- TASK TO COMPLETE
With the pictures left out, copy the listing below exactly.

begin SOURCE EXCERPT

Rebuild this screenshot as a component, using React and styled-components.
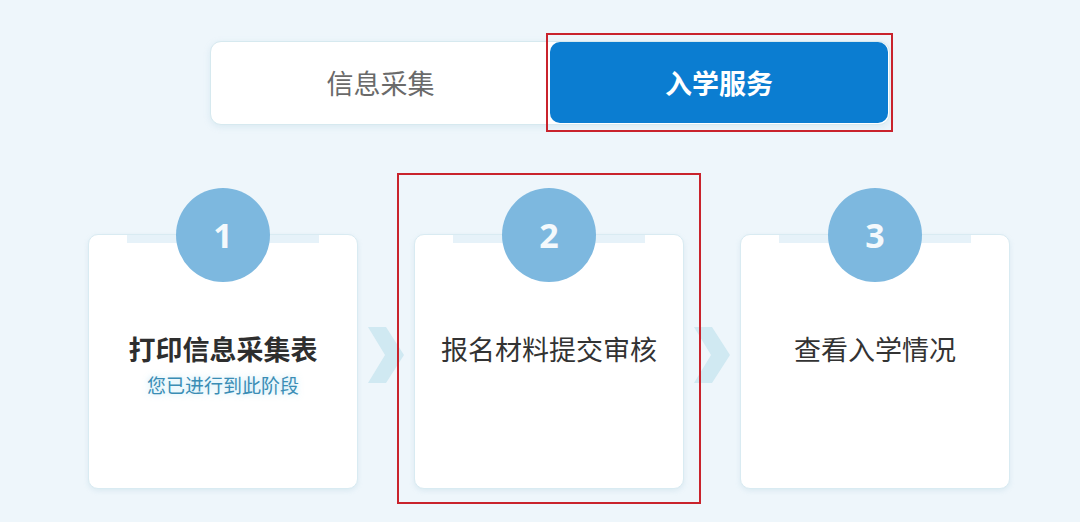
import React from "react";
import styled, { createGlobalStyle } from "styled-components";

const Global = createGlobalStyle`
  html, body { margin: 0; padding: 0; }
  body {
    background: #eef6fb;
    font-family: "Noto Sans CJK SC", "Noto Sans", sans-serif;
  }
`;

const Page = styled.div`
  width: 1080px;
  height: 522px;
  box-sizing: border-box;
  padding-top: 41px;
  display: flex;
  flex-direction: column;
  align-items: flex-start;
  background: #eef6fb;
  overflow: hidden;
`;

const TabBar = styled.div`
  margin-left: 210px;
  width: 680px;
  height: 84px;
  box-sizing: border-box;
  display: flex;
  padding: 0 1px 1px 0;
  background: #ffffff;
  border: 1px solid #d6e9ef;
  border-radius: 11px;
  box-shadow: 0 2px 6px rgba(160, 200, 220, 0.25);
`;

const Tab = styled.div`
  position: relative;
  flex: ${(p) => (p.$active ? "0 0 338px" : "1")};
  display: flex;
  align-items: center;
  justify-content: center;
  font-size: 27px;
  border-radius: 10px;
  background: ${(p) => (p.$active ? "#0b7dd1" : "transparent")};
  color: ${(p) => (p.$active ? "#ffffff" : "#6a6a6a")};
  font-weight: ${(p) => (p.$active ? 700 : 400)};

  ${(p) =>
    p.$marked &&
    `
    &::after {
      content: "";
      position: absolute;
      left: -4px;
      right: -5px;
      top: -9px;
      bottom: -9px;
      border: 2px solid #c9232c;
      pointer-events: none;
    }
  `}
`;

const Steps = styled.div`
  margin-left: 88px;
  margin-top: 109px;
  display: flex;
  align-items: flex-start;
`;

const Card = styled.div`
  position: relative;
  width: 270px;
  height: 255px;
  box-sizing: border-box;
  background: #ffffff;
  border: 1px solid #d9ebf2;
  border-radius: 10px;
  box-shadow: 0 2px 5px rgba(150, 190, 210, 0.22);
  display: flex;
  flex-direction: column;
  align-items: center;
  padding-top: 95px;

  &::before {
    content: "";
    position: absolute;
    top: 0;
    left: 38px;
    right: 38px;
    height: 8px;
    background: #e6f2f9;
  }

  ${(p) =>
    p.$marked &&
    `
    &::after {
      content: "";
      position: absolute;
      left: -18px;
      right: -18px;
      top: -62px;
      bottom: -16px;
      border: 2px solid #c9232c;
      pointer-events: none;
    }
  `}
`;

const Badge = styled.div`
  position: absolute;
  top: -47px;
  left: 50%;
  transform: translateX(-50%);
  width: 94px;
  height: 94px;
  border-radius: 50%;
  background: #7db8df;
  color: #f4f9fc;
  display: flex;
  align-items: center;
  justify-content: center;
  font-family: "Noto Sans", "Open Sans", sans-serif;
  font-weight: 700;
  font-size: 34px;
  z-index: 1;
`;

const Title = styled.div`
  font-size: 27px;
  line-height: 38px;
  color: ${(p) => (p.$strong ? "#2e2e2e" : "#333333")};
  font-weight: ${(p) => (p.$strong ? 700 : 400)};
`;

const Sub = styled.div`
  margin-top: 4px;
  font-size: 19px;
  line-height: 26px;
  color: #3a8db5;
  text-shadow: 0 0 6px rgba(150, 215, 240, 0.7);
`;

const Arrow = styled.div`
  width: 56px;
  height: 255px;
  display: flex;
  align-items: center;
  justify-content: center;
  padding-bottom: 13px;
  box-sizing: border-box;
`;

function Chevron() {
  return (
    <svg width="36" height="56" viewBox="0 0 36 56">
      <polygon points="0,0 18,0 36,28 18,56 0,56 17,28" fill="#d0e9f2" />
    </svg>
  );
}

const steps = [
  { n: 1, title: "打印信息采集表", strong: true, sub: "您已进行到此阶段" },
  { n: 2, title: "报名材料提交审核", marked: true },
  { n: 3, title: "查看入学情况" },
];

export default function App() {
  return (
    <>
      <Global />
      <Page>
        <TabBar>
          <Tab>信息采集</Tab>
          <Tab $active $marked>
            入学服务
          </Tab>
        </TabBar>
        <Steps>
          {steps.map((s, i) => (
            <React.Fragment key={s.n}>
              {i > 0 && (
                <Arrow>
                  <Chevron />
                </Arrow>
              )}
              <Card $marked={s.marked}>
                <Badge>{s.n}</Badge>
                <Title $strong={s.strong}>{s.title}</Title>
                {s.sub && <Sub>{s.sub}</Sub>}
              </Card>
            </React.Fragment>
          ))}
        </Steps>
      </Page>
    </>
  );
}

end SOURCE EXCERPT

- OUTPUT OF THE TASK
Rebuild this screenshot as a component, using React and styled-components.
import React from "react";
import styled, { createGlobalStyle } from "styled-components";

const Global = createGlobalStyle`
  html, body { margin: 0; padding: 0; }
  body {
    background: #eef6fb;
    font-family: "Noto Sans CJK SC", "Noto Sans", sans-serif;
  }
`;

const Page = styled.div`
  width: 1080px;
  height: 522px;
  box-sizing: border-box;
  padding-top: 41px;
  display: flex;
  flex-direction: column;
  align-items: flex-start;
  background: #eef6fb;
  overflow: hidden;
`;

const TabBar = styled.div`
  margin-left: 210px;
  width: 680px;
  height: 84px;
  box-sizing: border-box;
  display: flex;
  padding: 0 1px 1px 0;
  background: #ffffff;
  border: 1px solid #d6e9ef;
  border-radius: 11px;
  box-shadow: 0 2px 6px rgba(160, 200, 220, 0.25);
`;

const Tab = styled.div`
  position: relative;
  flex: ${(p) => (p.$active ? "0 0 338px" : "1")};
  display: flex;
  align-items: center;
  justify-content: center;
  font-size: 27px;
  border-radius: 10px;
  background: ${(p) => (p.$active ? "#0b7dd1" : "transparent")};
  color: ${(p) => (p.$active ? "#ffffff" : "#6a6a6a")};
  font-weight: ${(p) => (p.$active ? 700 : 400)};

  ${(p) =>
    p.$marked &&
    `
    &::after {
      content: "";
      position: absolute;
      left: -4px;
      right: -5px;
      top: -9px;
      bottom: -9px;
      border: 2px solid #c9232c;
      pointer-events: none;
    }
  `}
`;

const Steps = styled.div`
  margin-left: 88px;
  margin-top: 109px;
  display: flex;
  align-items: flex-start;
`;

const Card = styled.div`
  position: relative;
  width: 270px;
  height: 255px;
  box-sizing: border-box;
  background: #ffffff;
  border: 1px solid #d9ebf2;
  border-radius: 10px;
  box-shadow: 0 2px 5px rgba(150, 190, 210, 0.22);
  display: flex;
  flex-direction: column;
  align-items: center;
  padding-top: 95px;

  &::before {
    content: "";
    position: absolute;
    top: 0;
    left: 38px;
    right: 38px;
    height: 8px;
    background: #e6f2f9;
  }

  ${(p) =>
    p.$marked &&
    `
    &::after {
      content: "";
      position: absolute;
      left: -18px;
      right: -18px;
      top: -62px;
      bottom: -16px;
      border: 2px solid #c9232c;
      pointer-events: none;
    }
  `}
`;

const Badge = styled.div`
  position: absolute;
  top: -47px;
  left: 50%;
  transform: translateX(-50%);
  width: 94px;
  height: 94px;
  border-radius: 50%;
  background: #7db8df;
  color: #f4f9fc;
  display: flex;
  align-items: center;
  justify-content: center;
  font-family: "Noto Sans", "Open Sans", sans-serif;
  font-weight: 700;
  font-size: 34px;
  z-index: 1;
`;

const Title = styled.div`
  font-size: 27px;
  line-height: 38px;
  color: ${(p) => (p.$strong ? "#2e2e2e" : "#333333")};
  font-weight: ${(p) => (p.$strong ? 700 : 400)};
`;

const Sub = styled.div`
  margin-top: 4px;
  font-size: 19px;
  line-height: 26px;
  color: #3a8db5;
  text-shadow: 0 0 6px rgba(150, 215, 240, 0.7);
`;

const Arrow = styled.div`
  width: 56px;
  height: 255px;
  display: flex;
  align-items: center;
  justify-content: center;
  padding-bottom: 13px;
  box-sizing: border-box;
`;

function Chevron() {
  return (
    <svg width="36" height="56" viewBox="0 0 36 56">
      <polygon points="0,0 18,0 36,28 18,56 0,56 17,28" fill="#d0e9f2" />
    </svg>
  );
}

const steps = [
  { n: 1, title: "打印信息采集表", strong: true, sub: "您已进行到此阶段" },
  { n: 2, title: "报名材料提交审核", marked: true },
  { n: 3, title: "查看入学情况" },
];

export default function App() {
  return (
    <>
      <Global />
      <Page>
        <TabBar>
          <Tab>信息采集</Tab>
          <Tab $active $marked>
            入学服务
          </Tab>
        </TabBar>
        <Steps>
          {steps.map((s, i) => (
            <React.Fragment key={s.n}>
              {i > 0 && (
                <Arrow>
                  <Chevron />
                </Arrow>
              )}
              <Card $marked={s.marked}>
                <Badge>{s.n}</Badge>
                <Title $strong={s.strong}>{s.title}</Title>
                {s.sub && <Sub>{s.sub}</Sub>}
              </Card>
            </React.Fragment>
          ))}
        </Steps>
      </Page>
    </>
  );
}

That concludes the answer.